Brazil’s courts have recognized civil unions between homosexuals but its Congress has opposed the legalization of same-sex marriages.
The LGBT community hopes the high-profile example of Olympic athletes can help change attitudes in the country.
The Mermaid Festival brought together a slice of Rio’s LGBT community and the Danish delegation at the beach-front pavilion dubbed the Heart of Denmark. Unlike Brazil, Denmark is very open to same-sex marriage and sexual diversity.
Anders Garde Kongshaug, who helped create the idea for the festival, said it was a way for Denmark to connect to the local LGBT community using the image of The Little Mermaid from the popular fairy tale written by Danish writer Hans Christian Andersen.
Kongshaug told Reuters, Denmark, which was the first country to recognize registered partnerships for same-sex couples, has a long history of inclusiveness, something they wanted to share here in Rio during the 2016 Olympics.
“I think for Denmark, whatever is said, openness is still a very important thing.

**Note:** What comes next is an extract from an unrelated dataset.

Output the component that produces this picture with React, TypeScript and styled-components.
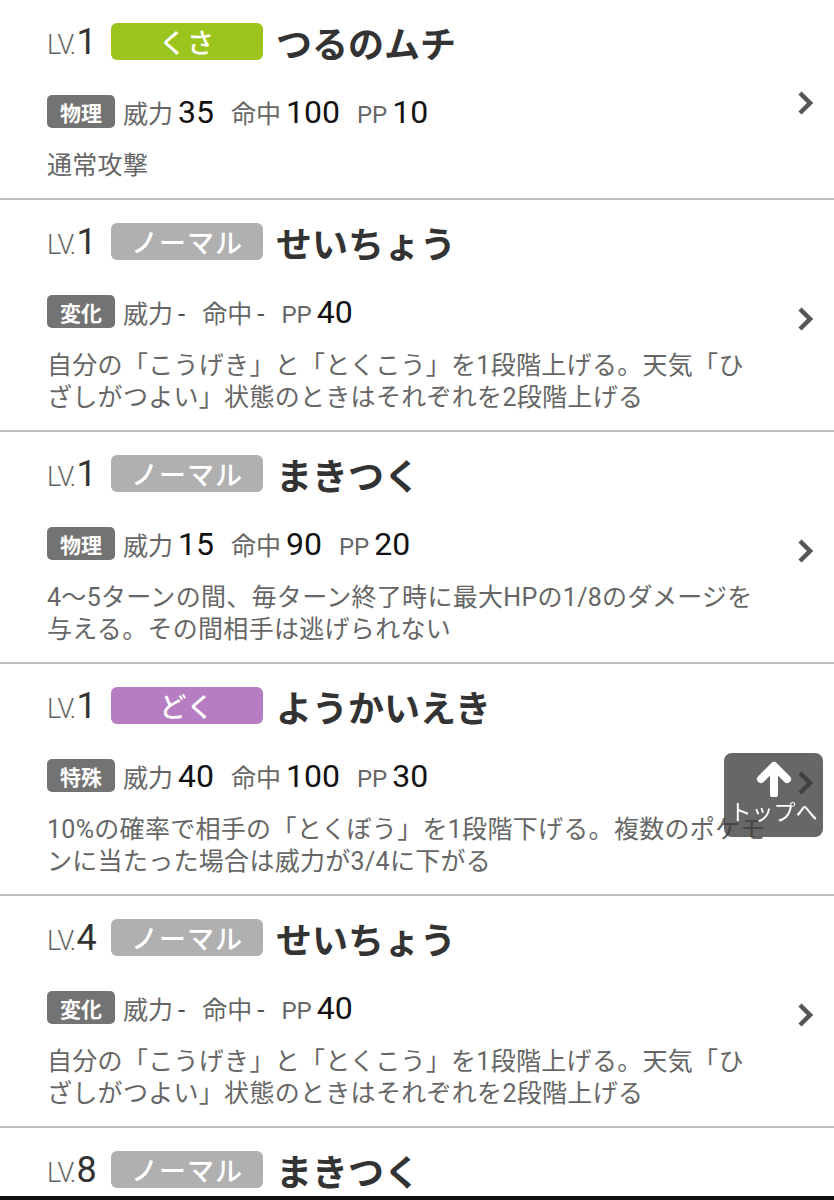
import React from "react";
import styled, { createGlobalStyle } from "styled-components";

const GlobalStyle = createGlobalStyle`
  html, body { margin: 0; padding: 0; background: #fff; }
  body { font-family: Roboto, "Noto Sans CJK JP", sans-serif; }
`;

const Page = styled.div`
  height: 1196px;
  overflow: hidden;
  border-bottom: 4px solid #111;
  background: #fff;
`;

const Move = styled.section`
  display: grid;
  grid-template-columns: 1fr 36px;
  align-items: center;
  padding: 23px 21px 16px 47px;
  border-bottom: 2px solid #bdbdbd;
`;

const Content = styled.div`
  display: flex;
  flex-direction: column;
  min-width: 0;
`;

const Header = styled.div`
  display: flex;
  align-items: center;
  height: 37px;
`;

const Lv = styled.span`
  display: inline-flex;
  align-items: baseline;
  width: 64px;
  color: #666;
  font-size: 27px;
  font-weight: 300;
  letter-spacing: -1.5px;
`;

const LvNum = styled.span`
  color: #333;
  font-size: 36px;
  font-weight: 400;
  letter-spacing: 0;
  margin-left: 2px;
`;

const TypeBadge = styled.span<{ $bg: string }>`
  display: flex;
  align-items: center;
  justify-content: center;
  width: 152px;
  height: 37px;
  border-radius: 6px;
  background: ${(p) => p.$bg};
  color: #fff;
  font-family: "Noto Sans CJK JP", sans-serif;
  font-size: 27px;
  font-weight: 500;
  letter-spacing: 1px;
`;

const Name = styled.span`
  margin-left: 13px;
  color: #333;
  font-family: "Noto Sans CJK JP", sans-serif;
  font-size: 36px;
  font-weight: 700;
  line-height: 1;
`;

const Stats = styled.div`
  display: flex;
  align-items: center;
  height: 33px;
  margin-top: 35px;
`;

const CatBadge = styled.span`
  display: flex;
  align-items: center;
  justify-content: center;
  width: 68px;
  height: 33px;
  border-radius: 5px;
  background: #737373;
  color: #fff;
  font-family: "Noto Sans CJK JP", sans-serif;
  font-size: 21px;
  font-weight: 700;
  margin-right: 8px;
`;

const Stat = styled.span`
  display: inline-flex;
  align-items: baseline;
  margin-right: 17px;
`;

const Label = styled.span<{ $small?: boolean }>`
  color: #666;
  font-family: ${(p) => (p.$small ? "Roboto, sans-serif" : '"Noto Sans CJK JP", sans-serif')};
  font-size: ${(p) => (p.$small ? "24px" : "25px")};
  font-weight: 400;
  margin-right: 5px;
`;

const Value = styled.span<{ $dash?: boolean }>`
  color: ${(p) => (p.$dash ? "#555" : "#111")};
  font-family: Roboto, sans-serif;
  font-size: ${(p) => (p.$dash ? "26px" : "32px")};
  font-weight: 400;
`;

const Desc = styled.p`
  margin: 22px 0 0;
  width: 721.5px;
  color: #666;
  font-family: Roboto, "Noto Sans CJK JP", sans-serif;
  font-size: 25px;
  line-height: 32px;
  letter-spacing: 0.3px;
  font-weight: 400;
`;

const ChevronBox = styled.div`
  display: flex;
  justify-content: flex-end;
  align-items: center;
  align-self: center;
`;

const TopButton = styled.button`
  position: fixed;
  top: 753px;
  left: 724px;
  width: 99px;
  height: 84px;
  border: none;
  border-radius: 8px;
  background: rgba(60, 60, 60, 0.78);
  display: flex;
  flex-direction: column;
  align-items: center;
  padding: 8px 0 0;
  cursor: pointer;
`;

const TopLabel = styled.span`
  color: #fff;
  font-family: "Noto Sans CJK JP", sans-serif;
  font-size: 22px;
  line-height: 24px;
  margin-top: 1px;
  white-space: nowrap;
`;

const Chevron = () => (
  <svg width="16" height="26" viewBox="0 0 16 26">
    <polyline
      points="3,3 13,13 3,23"
      fill="none"
      stroke="#555"
      strokeWidth="4.5"
      strokeLinejoin="miter"
    />
  </svg>
);

const UpArrow = () => (
  <svg width="36" height="36" viewBox="0 0 36 36">
    <line x1="18" y1="33" x2="18" y2="9" stroke="#fff" strokeWidth="8" strokeLinecap="round" />
    <polyline
      points="5,18 18,5 31,18"
      fill="none"
      stroke="#fff"
      strokeWidth="8"
      strokeLinecap="round"
      strokeLinejoin="round"
    />
  </svg>
);

type MoveData = {
  lv: number;
  type: string;
  color: string;
  name: string;
  cat: string;
  power: string;
  acc: string;
  pp: string;
  desc: string;
};

const moves: MoveData[] = [
  { lv: 1, type: "くさ", color: "#9bc41c", name: "つるのムチ", cat: "物理", power: "35", acc: "100", pp: "10", desc: "通常攻撃" },
  {
    lv: 1, type: "ノーマル", color: "#b0b0b0", name: "せいちょう", cat: "変化", power: "-", acc: "-", pp: "40",
    desc: "自分の「こうげき」と「とくこう」を1段階上げる。天気「ひざしがつよい」状態のときはそれぞれを2段階上げる",
  },
  {
    lv: 1, type: "ノーマル", color: "#b0b0b0", name: "まきつく", cat: "物理", power: "15", acc: "90", pp: "20",
    desc: "4〜5ターンの間、毎ターン終了時に最大HPの1/8のダメージを与える。その間相手は逃げられない",
  },
  {
    lv: 1, type: "どく", color: "#b77dc2", name: "ようかいえき", cat: "特殊", power: "40", acc: "100", pp: "30",
    desc: "10%の確率で相手の「とくぼう」を1段階下げる。複数のポケモンに当たった場合は威力が3/4に下がる",
  },
  {
    lv: 4, type: "ノーマル", color: "#b0b0b0", name: "せいちょう", cat: "変化", power: "-", acc: "-", pp: "40",
    desc: "自分の「こうげき」と「とくこう」を1段階上げる。天気「ひざしがつよい」状態のときはそれぞれを2段階上げる",
  },
  {
    lv: 8, type: "ノーマル", color: "#b0b0b0", name: "まきつく", cat: "物理", power: "15", acc: "90", pp: "20",
    desc: "4〜5ターンの間、毎ターン終了時に最大HPの1/8のダメージを与える。その間相手は逃げられない",
  },
];

export default function App() {
  return (
    <>
      <GlobalStyle />
      <Page>
        {moves.map((m, i) => (
          <Move key={i}>
            <Content>
              <Header>
                <Lv>
                  LV.<LvNum>{m.lv}</LvNum>
                </Lv>
                <TypeBadge $bg={m.color}>{m.type}</TypeBadge>
                <Name>{m.name}</Name>
              </Header>
              <Stats>
                <CatBadge>{m.cat}</CatBadge>
                <Stat>
                  <Label>威力</Label>
                  <Value $dash={m.power === "-"}>{m.power}</Value>
                </Stat>
                <Stat>
                  <Label>命中</Label>
                  <Value $dash={m.acc === "-"}>{m.acc}</Value>
                </Stat>
                <Stat>
                  <Label $small>PP</Label>
                  <Value>{m.pp}</Value>
                </Stat>
              </Stats>
              <Desc>{m.desc}</Desc>
            </Content>
            <ChevronBox>
              <Chevron />
            </ChevronBox>
          </Move>
        ))}
      </Page>
      <TopButton aria-label="トップへ">
        <UpArrow />
        <TopLabel>トップへ</TopLabel>
      </TopButton>
    </>
  );
}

For Danish democracy, all voices need to be heard and we just want to keep on holding this human idea high. And we want to contribute now to the Olympics saying this is actually what we want to say, no matter what happens with the political situation, we believe in the human. They can be women they can you know… they like to be gay, they like to be lesbians, it’s fine. You know, we’re here as humans,” Kongshaug said.
The mermaid party was especially pertinent with the 2016 Rio Olympics having been dubbed the gayest Olympics ever given that more than 50 athletes and coaches competing here have identified as part of the LGBT community.
People attending the festival said having gay and lesbian athletes in the Olympics has provided a medium to put out a positive message for the community.
“I think it sends the message that we (LGBT persons) exist and we have a voice and we deserve a voice that isn’t denied in the day to day. When we take the bus, when we go to work, you know, go to University or not, you know, this voice can’t be denied and the mega event (Olympics) gives us this opportunity to have a bit of visibility,” said Aline Pedrotti who attended the party with her girlfriend, Juno Griz.
After winning the prize for best costume at the festival, Murilo Souza said having athletes as a face for the gay community, not just carnivalistas, would have positive effects throughout Brazil.
“Showing this on TV and other communication outlets also starts to make this a headline. Some people view it negatively, but other people start to see it as something positive because it starts to get visibility. Places where the discussion wouldn’t have come up, very traditional families where the issue is not spoken about at the table can now come up via sport which is a healthy outlet. So yeah, the LGBT community in Brazil is going to have another face besides Carnival. Now we have sport which is something healthy. It’s something constructive, something educational,” Souza said.
To top off a night of celebration and coming together, there was the “Best Mermaid at the 2016 Rio Olympics” catwalk competition which Souza won.
The Danish Pavillion is open to the public from 11 a.m. to 10 p.m. daily through August 21.